What is expected: Set down the data below without change, skipping the pictures it holds.

** Start Data **

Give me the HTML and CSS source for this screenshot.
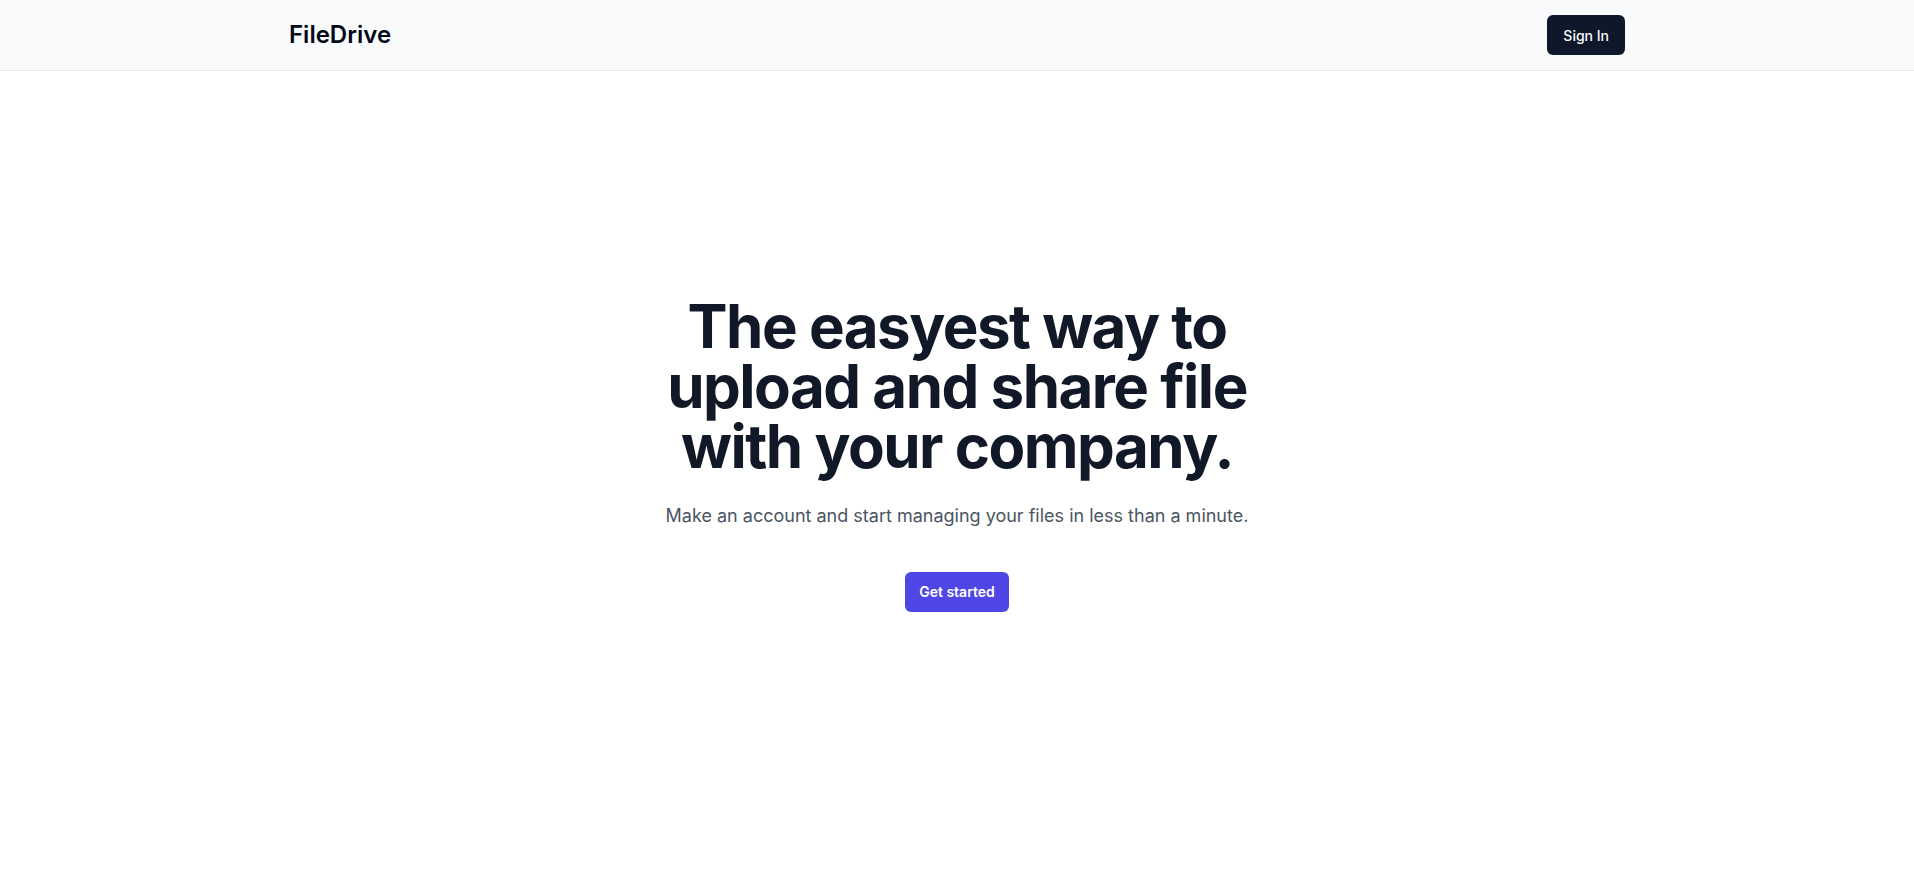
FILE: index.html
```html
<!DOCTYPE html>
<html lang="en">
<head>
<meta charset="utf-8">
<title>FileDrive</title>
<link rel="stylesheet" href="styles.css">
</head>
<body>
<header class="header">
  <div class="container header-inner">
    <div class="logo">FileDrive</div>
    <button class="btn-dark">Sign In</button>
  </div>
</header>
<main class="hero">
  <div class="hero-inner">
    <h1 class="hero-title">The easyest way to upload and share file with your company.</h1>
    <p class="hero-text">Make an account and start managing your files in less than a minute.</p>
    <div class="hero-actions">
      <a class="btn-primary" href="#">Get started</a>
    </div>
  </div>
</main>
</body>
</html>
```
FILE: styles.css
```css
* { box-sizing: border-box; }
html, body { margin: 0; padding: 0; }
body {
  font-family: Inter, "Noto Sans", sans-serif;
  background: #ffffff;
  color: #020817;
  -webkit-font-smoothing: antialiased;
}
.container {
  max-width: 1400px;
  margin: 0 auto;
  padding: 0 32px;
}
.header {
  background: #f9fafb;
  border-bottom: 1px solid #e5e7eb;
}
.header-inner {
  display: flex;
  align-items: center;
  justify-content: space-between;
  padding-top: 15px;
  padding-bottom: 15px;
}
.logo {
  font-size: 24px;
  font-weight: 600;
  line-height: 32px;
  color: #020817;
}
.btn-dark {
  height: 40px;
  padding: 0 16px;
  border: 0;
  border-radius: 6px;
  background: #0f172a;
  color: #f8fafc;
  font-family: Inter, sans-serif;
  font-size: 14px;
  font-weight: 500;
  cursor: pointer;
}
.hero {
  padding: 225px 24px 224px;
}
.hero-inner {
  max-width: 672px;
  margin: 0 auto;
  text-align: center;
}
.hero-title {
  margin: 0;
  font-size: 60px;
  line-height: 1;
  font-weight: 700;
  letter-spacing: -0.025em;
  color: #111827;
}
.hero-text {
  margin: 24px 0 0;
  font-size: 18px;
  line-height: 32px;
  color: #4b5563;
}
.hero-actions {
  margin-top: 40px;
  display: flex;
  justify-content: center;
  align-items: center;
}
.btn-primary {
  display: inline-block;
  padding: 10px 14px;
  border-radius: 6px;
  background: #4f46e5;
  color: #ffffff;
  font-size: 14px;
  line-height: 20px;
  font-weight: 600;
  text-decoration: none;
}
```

** End Data **

Worked answer:
Give me the HTML and CSS source for this screenshot.
FILE: index.html
```html
<!DOCTYPE html>
<html lang="en">
<head>
<meta charset="utf-8">
<title>FileDrive</title>
<link rel="stylesheet" href="styles.css">
</head>
<body>
<header class="header">
  <div class="container header-inner">
    <div class="logo">FileDrive</div>
    <button class="btn-dark">Sign In</button>
  </div>
</header>
<main class="hero">
  <div class="hero-inner">
    <h1 class="hero-title">The easyest way to upload and share file with your company.</h1>
    <p class="hero-text">Make an account and start managing your files in less than a minute.</p>
    <div class="hero-actions">
      <a class="btn-primary" href="#">Get started</a>
    </div>
  </div>
</main>
</body>
</html>
```
FILE: styles.css
```css
* { box-sizing: border-box; }
html, body { margin: 0; padding: 0; }
body {
  font-family: Inter, "Noto Sans", sans-serif;
  background: #ffffff;
  color: #020817;
  -webkit-font-smoothing: antialiased;
}
.container {
  max-width: 1400px;
  margin: 0 auto;
  padding: 0 32px;
}
.header {
  background: #f9fafb;
  border-bottom: 1px solid #e5e7eb;
}
.header-inner {
  display: flex;
  align-items: center;
  justify-content: space-between;
  padding-top: 15px;
  padding-bottom: 15px;
}
.logo {
  font-size: 24px;
  font-weight: 600;
  line-height: 32px;
  color: #020817;
}
.btn-dark {
  height: 40px;
  padding: 0 16px;
  border: 0;
  border-radius: 6px;
  background: #0f172a;
  color: #f8fafc;
  font-family: Inter, sans-serif;
  font-size: 14px;
  font-weight: 500;
  cursor: pointer;
}
.hero {
  padding: 225px 24px 224px;
}
.hero-inner {
  max-width: 672px;
  margin: 0 auto;
  text-align: center;
}
.hero-title {
  margin: 0;
  font-size: 60px;
  line-height: 1;
  font-weight: 700;
  letter-spacing: -0.025em;
  color: #111827;
}
.hero-text {
  margin: 24px 0 0;
  font-size: 18px;
  line-height: 32px;
  color: #4b5563;
}
.hero-actions {
  margin-top: 40px;
  display: flex;
  justify-content: center;
  align-items: center;
}
.btn-primary {
  display: inline-block;
  padding: 10px 14px;
  border-radius: 6px;
  background: #4f46e5;
  color: #ffffff;
  font-size: 14px;
  line-height: 20px;
  font-weight: 600;
  text-decoration: none;
}
```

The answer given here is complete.